* **To be done**
Only the lines from the start of the data to the line containing "const GREEN = '#1fae54';", both included, should be output, exactly and without pictures.

* **Given data**
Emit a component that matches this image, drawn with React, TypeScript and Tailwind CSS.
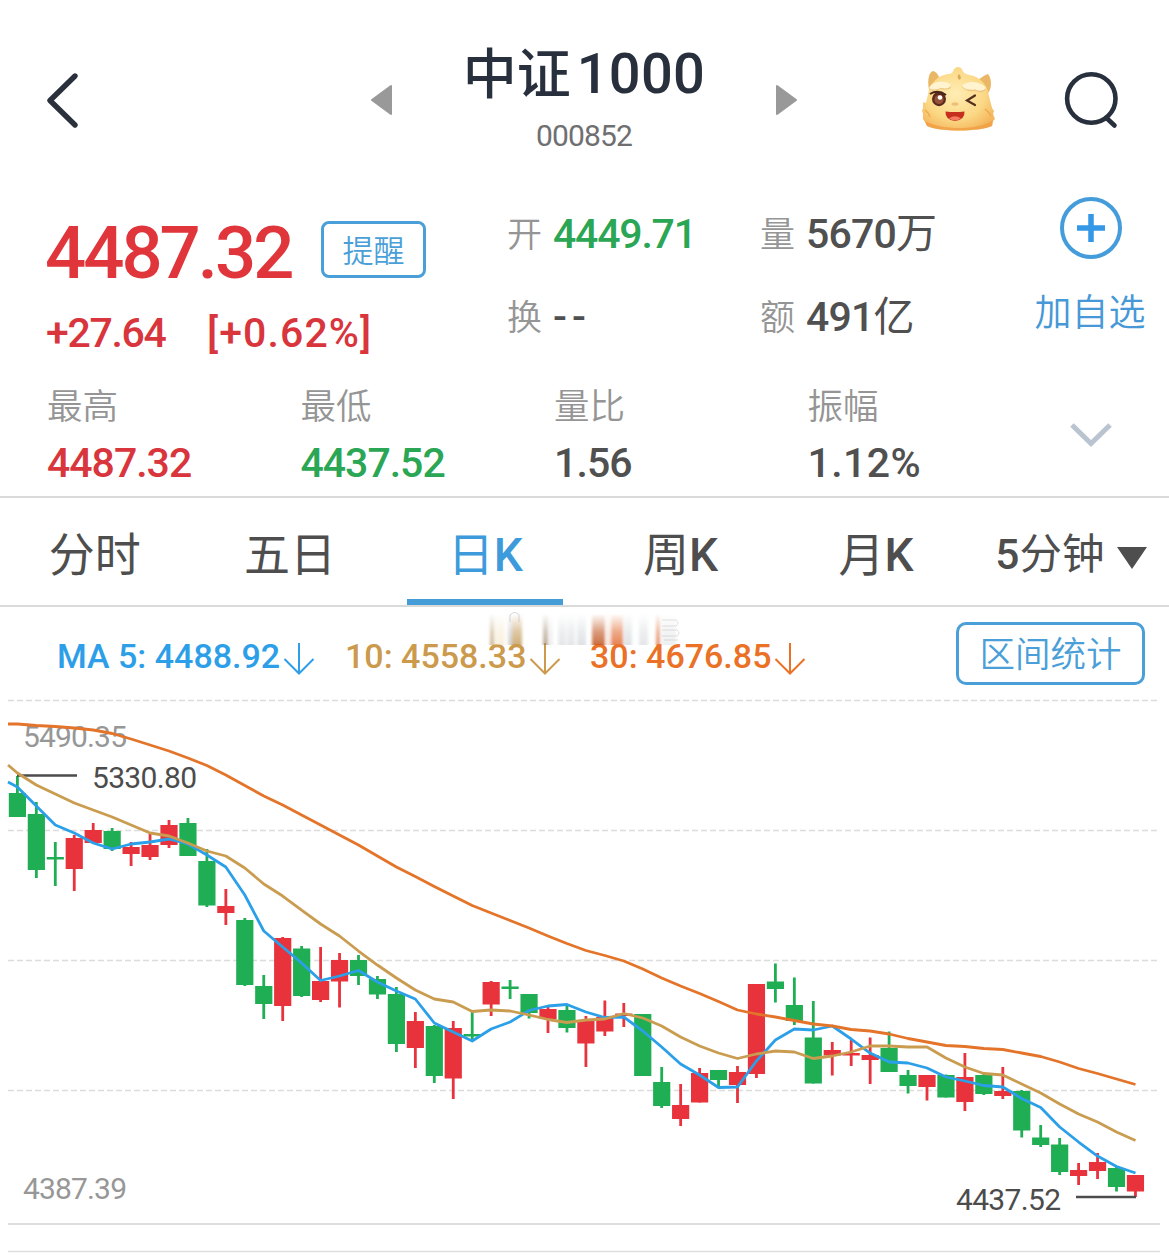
import React, { useState } from 'react';

type Candle = {
  up: boolean;
  high: number;
  top: number;
  bottom: number;
  low: number;
};

const RED = '#e8323c';
const GREEN = '#1fae54';

// [direction, high, body top, body bottom, low] in chart units
const rows: [string, number, number, number, number][] = [
  ['d', 776, 793, 817, 817],
  ['d', 802, 814, 870, 878],
  ['d', 842, 857, 859.5, 886],
  ['u', 835, 838, 869, 891],
  ['u', 823, 830, 843, 843],
  ['d', 828, 831, 849, 851],
  ['u', 842, 847, 854, 866],
  ['u', 834, 845, 857, 860],
  ['u', 820, 825, 845, 848],
  ['d', 818, 823, 856, 856],
  ['d', 849, 861, 905.5, 907],
  ['u', 889, 906, 913, 925],
  ['d', 918, 920, 985, 986],
  ['d', 975, 986, 1004, 1019],
  ['u', 937, 938, 1006, 1021],
  ['d', 946, 948.5, 996, 997],
  ['u', 947, 981, 1000, 1002],
  ['u', 953, 960, 981.5, 1007.5],
  ['d', 955, 960, 976, 985],
  ['d', 976, 979, 994.5, 999],
  ['d', 987, 994, 1044, 1052],
  ['u', 1012, 1021, 1048, 1068],
  ['d', 1025, 1026, 1076, 1083],
  ['u', 1021, 1028, 1078.5, 1099],
  ['d', 1012, 1034, 1036.5, 1040],
  ['u', 981, 982, 1004.5, 1016],
  ['d', 980, 986.5, 989, 999],
  ['d', 994, 994, 1013, 1018.5],
  ['u', 1007, 1009, 1019, 1033],
  ['d', 1006, 1010, 1028, 1032.5],
  ['u', 1016, 1021, 1043.5, 1067],
  ['u', 1000.5, 1017, 1031.5, 1036],
  ['u', 1003, 1013.5, 1016, 1027],
  ['d', 1014, 1014, 1076, 1076],
  ['d', 1067, 1082, 1106, 1108],
  ['u', 1084, 1105, 1119, 1126],
  ['u', 1068, 1073, 1102.5, 1102.5],
  ['d', 1070, 1070, 1080, 1087],
  ['u', 1066, 1072, 1085, 1103],
  ['u', 984, 984, 1074, 1078],
  ['d', 963.5, 981.5, 989, 1002.5],
  ['d', 977.5, 1005, 1021, 1025],
  ['d', 1001, 1037.5, 1083.5, 1083.5],
  ['u', 1042, 1050, 1055.5, 1075.5],
  ['u', 1040, 1053, 1055.5, 1066],
  ['u', 1037.5, 1055, 1060, 1084],
  ['d', 1031.5, 1048, 1072, 1072],
  ['d', 1070, 1075, 1086, 1093.5],
  ['u', 1075, 1075, 1087, 1100.5],
  ['d', 1074.5, 1075, 1097.5, 1097.5],
  ['u', 1053, 1077, 1102, 1111],
  ['d', 1072.5, 1075, 1094, 1095],
  ['u', 1067, 1091, 1096, 1099],
  ['d', 1090, 1091, 1130.5, 1137.5],
  ['d', 1125, 1137.5, 1145, 1147],
  ['d', 1138, 1144.5, 1172, 1175],
  ['u', 1163, 1170, 1176, 1185],
  ['u', 1153, 1162, 1171, 1179],
  ['d', 1167, 1168, 1187, 1191.5],
  ['u', 1175, 1175, 1191.5, 1197],
];

const candles: Candle[] = rows.map(([dir, high, top, bottom, low]) => ({
  up: dir === 'u',
  high,
  top,
  bottom,
  low,
}));

const ma5 = [
  787, 806, 825, 833, 843, 849, 844, 842, 839, 844, 855, 867, 895, 931, 947, 963, 980.5, 976, 970.5, 982, 991, 999,
  1023, 1032, 1041, 1029, 1022, 1010.5, 1006, 1004.5, 1012, 1017.5, 1017, 1031, 1047, 1064, 1075, 1087.5, 1087, 1061,
  1040, 1029, 1030, 1026, 1039, 1053, 1062, 1063, 1068, 1077, 1081, 1085.5, 1087, 1098.5, 1107.5, 1127, 1142, 1156,
  1166.5, 1173,
];

const ma10 = [
  773, 785, 794, 803, 810, 817, 825, 833, 836, 843, 851, 856, 868, 884, 896, 910, 924, 936, 951, 965, 978, 990, 999,
  1002, 1011.5, 1010, 1011, 1015, 1019.5, 1022.5, 1020, 1019, 1013.5, 1018, 1026, 1037, 1046, 1053, 1058.5, 1054,
  1051, 1052, 1058.5, 1056, 1052, 1046, 1046, 1047, 1047, 1058, 1067, 1073.5, 1075, 1084, 1093, 1104, 1114, 1122,
  1132, 1140.5,
];

const ma30 = [
  724, 725.5, 726.5, 728, 730, 733.5, 739, 745, 751, 758, 765.5, 775, 785.5, 796, 805, 815, 825, 835, 845, 856, 867,
  876.5, 886.5, 896, 905.5, 913, 920.5, 928, 936, 943.5, 950.5, 955.5, 961, 969, 978, 986, 993.5, 1001.5, 1010, 1014,
  1017, 1020.5, 1024, 1026, 1029.5, 1031, 1034, 1038.5, 1042, 1045.5, 1046.5, 1048.5, 1049.5, 1053, 1056.5, 1062,
  1068.5, 1073.5, 1079, 1084.5,
];

const xAt = (i: number) => 17.4 + i * 18.95;

const toLine = (startY: number, values: number[]) =>
  [`8,${startY}`, ...values.map((y, i) => `${xAt(i).toFixed(1)},${y}`)].join(' ');

const Mascot = () => (
  <svg width="76" height="68" viewBox="0 0 76 68">
    <defs>
      <radialGradient id="face" cx="46%" cy="42%" r="62%">
        <stop offset="0" stopColor="#ffedb4" />
        <stop offset="0.65" stopColor="#fbd885" />
        <stop offset="1" stopColor="#f5b75e" />
      </radialGradient>
    </defs>
    <path d="M8 24 C6 14 8 6 12 5 C16 6 18 10 19 14Z" fill="#e9b765" />
    <path d="M55 14 C60 13 63 9 67 8 C71 13 71 22 67 27Z" fill="#e9b765" />
    <path
      d="M8 24 C10 17 16 10 27 8 C31 8 32 6 33 3 Q37 -1 41 3 Q42 7 45 8 C56 10 64 15 67 25 C68 32 70 37 71 42 L73 45 L72 48 L74 53 L72 55 L71 60 C58 66 18 66 6 60 L4 56 L2 53 L2 48 L1 45 L2 42 L2 36 L5 37Z"
      fill="url(#face)"
      strokeLinejoin="round"
    />
    <path d="M4 55 C20 64 56 65 72 54 L71 60 C58 66 18 66 6 60Z" fill="#f09a3e" opacity=".7" />
    <path d="M64 43 Q68 46 70 50 M4 44 Q8 47 9 51" fill="none" stroke="#eda951" strokeWidth="1.500" />
    <path d="M36.500 11 Q38 5 40 12 Q38 16 36.500 11Z" fill="#dba95e" />
    <path d="M8 23 C12 15 26 15 30 20 Q30 25 20 23 Q12 26 8 23Z" fill="#ecc47f" />
    <path d="M8 22 C12 14 26 14 30 19 Q29 23.500 20 22 Q12 25 8 22Z" fill="#fff3d0" />
    <path d="M41 21 C45 15 60 16 65 23 Q62 28 54 25 Q45 26 41 21Z" fill="#ecc47f" />
    <path d="M41 20 C45 14 60 15 65 22 Q62 26.500 54 23.500 Q45 25 41 20Z" fill="#fff3d0" />
    <ellipse cx="18" cy="33" rx="7" ry="7.200" fill="#5a2b1c" />
    <path d="M9 28 Q17 23 25 29" fill="none" stroke="#4a2419" strokeWidth="2" />
    <circle cx="18" cy="33.500" r="4.600" fill="#965238" />
    <circle cx="19" cy="31.500" r="2.300" fill="#fff" />
    <path d="M54 29.500 L46 34.500 L54 39" fill="none" stroke="#54301d" strokeWidth="2.200" strokeLinecap="round" />
    <ellipse cx="34" cy="38" rx="3.500" ry="1.800" fill="#f0c078" />
    <path d="M24.500 45.500 Q34 46.500 43.500 45.500 Q44 54 34 55 Q24 54 24.500 45.500Z" fill="#c62e1e" />
    <path d="M28 52.500 Q34 48 40 52.500 Q34 56.500 28 52.500Z" fill="#f47a62" />
  </svg>
);

const Header = () => (
  <header className="flex h-[190px] items-start">
    <button className="ml-[46px] mt-[72px]">
      <svg width="34" height="58" viewBox="0 0 34 58" fill="none" stroke="#2a303c" strokeWidth="5.400">
        <path d="M29 4 L4 28.500 L29 53" strokeLinecap="round" strokeLinejoin="round" />
      </svg>
    </button>
    <button className="ml-[291px] mt-[85px]">
      <svg width="21" height="30" viewBox="0 0 21 30">
        <path d="M20 1 V29 L1 15Z" fill="#999" stroke="#999" strokeWidth="2" strokeLinejoin="round" />
      </svg>
    </button>
    <div className="flex w-[384px] flex-col items-center pt-[44px]">
      <h1 className="flex text-[56px] leading-[60px] font-medium text-[#27303c]">
        <span className="pt-[2px] text-[54px]">中证</span>
        <span className="ml-[6px] tracking-[0.3px]">1000</span>
      </h1>
      <p className="mt-[15px] text-[30px] leading-[30px] tracking-[-0.9px] text-[#6f6f72]">000852</p>
    </div>
    <button className="mt-[85px]">
      <svg width="21" height="30" viewBox="0 0 21 30">
        <path d="M1 1 V29 L20 15Z" fill="#999" stroke="#999" strokeWidth="2" strokeLinejoin="round" />
      </svg>
    </button>
    <button className="ml-[124px] mt-[66px]">
      <Mascot />
    </button>
    <button className="ml-[66px] mt-[71px]">
      <svg width="58" height="60" viewBox="0 0 58 60" fill="none" stroke="#27303c" strokeWidth="4.600">
        <circle cx="28.300" cy="27.500" r="24.200" />
        <path d="M43.500 47 L51.500 54.500" strokeLinecap="round" />
      </svg>
    </button>
  </header>
);

type QuoteItemProps = { label: string; value: string; unit?: string; className: string };

const QuoteItem = ({ label, value, unit, className }: QuoteItemProps) => (
  <div className="flex h-[44px] items-center">
    <span className="w-[46px] pt-[4px] text-[35px] leading-[44px] font-[350] text-[#959595]">{label}</span>
    <span className={`text-[41px] leading-[44px] font-medium ${className}`}>
      {value}
      {unit && <span className="font-normal">{unit}</span>}
    </span>
  </div>
);

const stats = [
  { label: '最高', value: '4487.32', color: 'tracking-[-1px] text-[#d8353d]' },
  { label: '最低', value: '4437.52', color: 'tracking-[-1px] text-[#2aa655]' },
  { label: '量比', value: '1.56', color: 'tracking-[-0.9px] text-[#505050]' },
  { label: '振幅', value: '1.12%', color: 'tracking-[0.4px] text-[#505050]' },
];

const Quote = () => (
  <section className="flex h-[308px] border-b-2 border-[#dadada]">
    <div className="flex w-[1011px] flex-col pl-[47px]">
      <div className="flex">
        <div className="w-[460px] pt-[31px]">
          <div className="flex h-[57px] items-center justify-between pr-[81px]">
            <span className="-ml-[2px] pt-[7px] text-[72.500px] leading-[57px] font-medium tracking-[-3px] text-[#e0353b]">
              4487.32
            </span>
            <button className="h-[57px] w-[105px] rounded-lg border-3 border-[#4b9fd8] pt-[3px] text-[31px] leading-[50px] font-[350] text-[#4b9fd8]">
              提醒
            </button>
          </div>
          <div className="mt-[33px] -ml-px flex h-[44px] text-[41px] leading-[44px] font-medium text-[#d8353d]">
            <span className="w-[161px] tracking-[-1.3px]">+27.64</span>
            <span className="tracking-[1.1px]">[+0.62%]</span>
          </div>
        </div>
        <div className="flex w-[253px] flex-col gap-[39px] pt-[22px]">
          <QuoteItem label="开" value="4449.71" className="tracking-[-1.2px] text-[#2aa655]" />
          <QuoteItem label="换" value="--" className="tracking-[5px] text-[#505050]" />
        </div>
        <div className="flex flex-col gap-[39px] pt-[22px]">
          <QuoteItem label="量" value="5670" unit="万" className="tracking-[-0.8px] text-[#505050]" />
          <QuoteItem label="额" value="491" unit="亿" className="tracking-[-0.8px] text-[#505050]" />
        </div>
      </div>
      <div className="mt-[31px] flex">
        {stats.map((s) => (
          <div key={s.label} className="w-[253.500px] shrink-0">
            <p className="h-[38px] pt-[2px] text-[35.500px] leading-[38px] font-[350] text-[#959595]">{s.label}</p>
            <p className={`mt-[17px] text-[41px] leading-[44px] font-medium ${s.color}`}>{s.value}</p>
          </div>
        ))}
      </div>
    </div>
    <div className="flex w-[158px] flex-col items-center pt-[7px] pl-[2px]">
      <button className="flex flex-col items-center">
        <svg width="62" height="62" viewBox="0 0 62 62" fill="none" stroke="#459cdb">
          <circle cx="31" cy="31" r="29" strokeWidth="4" />
          <path d="M31 17 V45 M17 31 H45" stroke="#3598e6" strokeWidth="5.500" />
        </svg>
        <span className="mt-[31px] mr-[2px] text-[37px] leading-[48px] font-[350] text-[#4699d6]">加自选</span>
      </button>
      <svg className="mt-[83px]" width="44" height="28" viewBox="0 0 44 28" fill="none">
        <path d="M3 4 L22 22.500 L41 4" stroke="#b9c4d0" strokeWidth="5" />
      </svg>
    </div>
  </section>
);

const tabs = ['分时', '五日', '日K', '周K', '月K', '5分钟'];

const Tabs = () => {
  const [active, setActive] = useState('日K');

  return (
    <nav className="-ml-[3px] grid h-[109px] grid-cols-6 border-b-2 border-[#dadada]">
      {tabs.map((tab) => (
        <button
          key={tab}
          onClick={() => setActive(tab)}
          className={`flex flex-col items-center text-[46px] ${active === tab ? 'text-[#3d9bdc]' : 'text-[#4e4e4e]'}`}
        >
          <span className="flex grow items-center pt-[12px] leading-[60px] whitespace-nowrap">
            {tab === '5分钟' ? (
              <span className="flex items-center gap-[13px] text-[42.500px]">
                <span>
                  <span className="font-medium">5</span>分钟
                </span>
                <svg width="30" height="22" viewBox="0 0 30 22" className="mt-[7px]">
                  <path d="M0 0 H30 L15 22Z" fill="#4e4e4e" />
                </svg>
              </span>
            ) : (
              <span>
                {tab.replace('K', '')}
                {tab.endsWith('K') && <span className="font-medium">K</span>}
              </span>
            )}
          </span>
          <span className={`h-[6px] w-[156px] ${active === tab ? 'bg-[#449dd7]' : ''}`} />
        </button>
      ))}
    </nav>
  );
};

const MaItem = ({ label, className }: { label: string; className: string }) => (
  <span className={`flex items-center ${className}`}>
    {label}
    <svg width="32" height="34" viewBox="0 0 32 34" className="ml-[3px] mt-[6px]" fill="none" stroke="currentColor" strokeWidth="2">
      <path d="M16 1 V31 M1.500 17 L16 31.500 L30.500 17" />
    </svg>
  </span>
);

// Smeared strips above the MA10 and MA30 values
const smears = [
  { x: 20, w: 4, color: '#b08a58', o: 0.7 },
  { x: 24, w: 11, color: '#f3e3c2', o: 0.6 },
  { x: 38, w: 4, color: '#999', o: 0.5 },
  { x: 42, w: 10, color: '#c39a58', o: 0.9 },
  { x: 73, w: 5, color: '#a08a6a', o: 0.8 },
  { x: 79, w: 4, color: '#ccd0d4', o: 0.4 },
  { x: 88, w: 8, color: '#ccd0d4', o: 0.6 },
  { x: 97, w: 8, color: '#ccd0d4', o: 0.6 },
  { x: 107, w: 9, color: '#ccd0d4', o: 0.7 },
  { x: 122, w: 13, color: '#c25a28', o: 1 },
  { x: 136, w: 5, color: '#f3d3c2', o: 0.7 },
  { x: 141, w: 12, color: '#e2733a', o: 1 },
  { x: 154, w: 8, color: '#ccd0d4', o: 0.7 },
  { x: 169, w: 9, color: '#ccd0d4', o: 0.6 },
  { x: 186, w: 4, color: '#df7844', o: 0.9 },
  { x: 192, w: 14, color: '#d8dadd', o: 0.5 },
];

const Smudge = () => (
  <svg className="absolute left-[470px] top-[3px]" width="230" height="40" viewBox="0 0 230 40">
    <defs>
      <linearGradient id="fade" x1="0" y1="0" x2="0" y2="1">
        <stop offset="0.1" stopColor="#fff" stopOpacity="0" />
        <stop offset="0.6" stopColor="#fff" stopOpacity=".6" />
        <stop offset="1" stopColor="#fff" stopOpacity=".9" />
      </linearGradient>
      <mask id="fadeMask">
        <rect width="230" height="36" fill="url(#fade)" />
      </mask>
      <filter id="soft">
        <feGaussianBlur stdDeviation="1.4 0.3" />
      </filter>
    </defs>
    <g mask="url(#fadeMask)">
      <g filter="url(#soft)">
        {smears.map((s) => (
          <rect key={s.x} x={s.x} y="2" width={s.w} height="33" fill={s.color} opacity={s.o} />
        ))}
      </g>
    </g>
    <path d="M40 12 V5 Q45 0 49 5 V12" fill="none" stroke="#bbb" strokeWidth="1" opacity=".6" />
    <g fill="none" stroke="#bbb" strokeWidth="1" opacity=".45">
      <path d="M192 10 H206 Q210 13 206 16 H192" />
      <path d="M192 20 H207 Q211 23 207 26 H192" />
      <path d="M194 30 H208" />
    </g>
  </svg>
);

const MaBar = () => (
  <div className="relative flex h-[88px] items-start">
    <div className="flex pt-[28px] pl-[57px] text-[34px] leading-[42px] font-medium whitespace-nowrap">
      <MaItem label="MA 5: 4488.92" className="w-[288px] text-[#2d9ee8]" />
      <MaItem label="10: 4558.33" className="w-[245px] text-[#cb9a4c]" />
      <MaItem label="30: 4676.85" className="text-[#ea7125]" />
    </div>
    <button className="mr-[24px] ml-auto mt-[15px] h-[63px] w-[189px] rounded-[10px] border-3 border-[#4b9fd8] pt-[3px] text-[35.500px] leading-[54px] font-[350] text-[#4b9fd8]">
      区间统计
    </button>
    <Smudge />
  </div>
);

const Chart = () => (
  <svg width="1169" height="563" viewBox="0 695 1169 563" className="block">
    {[700.5, 830.5, 960.5, 1090.5].map((y) => (
      <line key={y} x1="8" x2="1158" y1={y} y2={y} stroke="#dcdcdc" strokeWidth="1.500" strokeDasharray="6 3" />
    ))}
    <line x1="8" x2="1160" y1="1224" y2="1224" stroke="#dedede" strokeWidth="2" />
    <line x1="8" x2="1160" y1="1251.500" y2="1251.500" stroke="#dedede" strokeWidth="1.500" />

    <g fontSize="30">
      <text x="23" y="747" fill="#979797" textLength="104">5490.35</text>
      <text x="23" y="1199" fill="#979797" textLength="104">4387.39</text>
      <text x="92" y="788" fill="#4c4c4c" textLength="105">5330.80</text>
      <text x="956" y="1210" fill="#4c4c4c" textLength="105">4437.52</text>
    </g>

    {candles.map((c, i) => {
      const x = xAt(i);
      const color = c.up ? RED : GREEN;
      return (
        <g key={i} fill={color}>
          <rect x={x - 1.4} y={c.high} width="2.8" height={c.low - c.high} />
          <rect x={x - 8.6} y={c.top} width="17.2" height={c.bottom - c.top} />
        </g>
      );
    })}

    <path d="M17 775.500 H77 M1076 1197 H1136" stroke="#4c4c4c" strokeWidth="2.600" />

    <g fill="none" strokeWidth="2.800" strokeLinejoin="round">
      <polyline points={toLine(782, ma5)} stroke="#2ba0e8" />
      <polyline points={toLine(765, ma10)} stroke="#c99c50" />
      <polyline points={toLine(724, ma30)} stroke="#e37429" />
    </g>
  </svg>
);

const App: React.FC = () => {
  return (
    <div className="h-[1258px] w-[1169px] overflow-hidden bg-white font-[Roboto,'Noto_Sans_CJK_SC',sans-serif]">
      <Header />
      <Quote />
      <Tabs />
      <MaBar />
      <Chart />
    </div>
  );
};

export default App;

* **Answer**
Emit a component that matches this image, drawn with React, TypeScript and Tailwind CSS.
import React, { useState } from 'react';

type Candle = {
  up: boolean;
  high: number;
  top: number;
  bottom: number;
  low: number;
};

const RED = '#e8323c';
const GREEN = '#1fae54';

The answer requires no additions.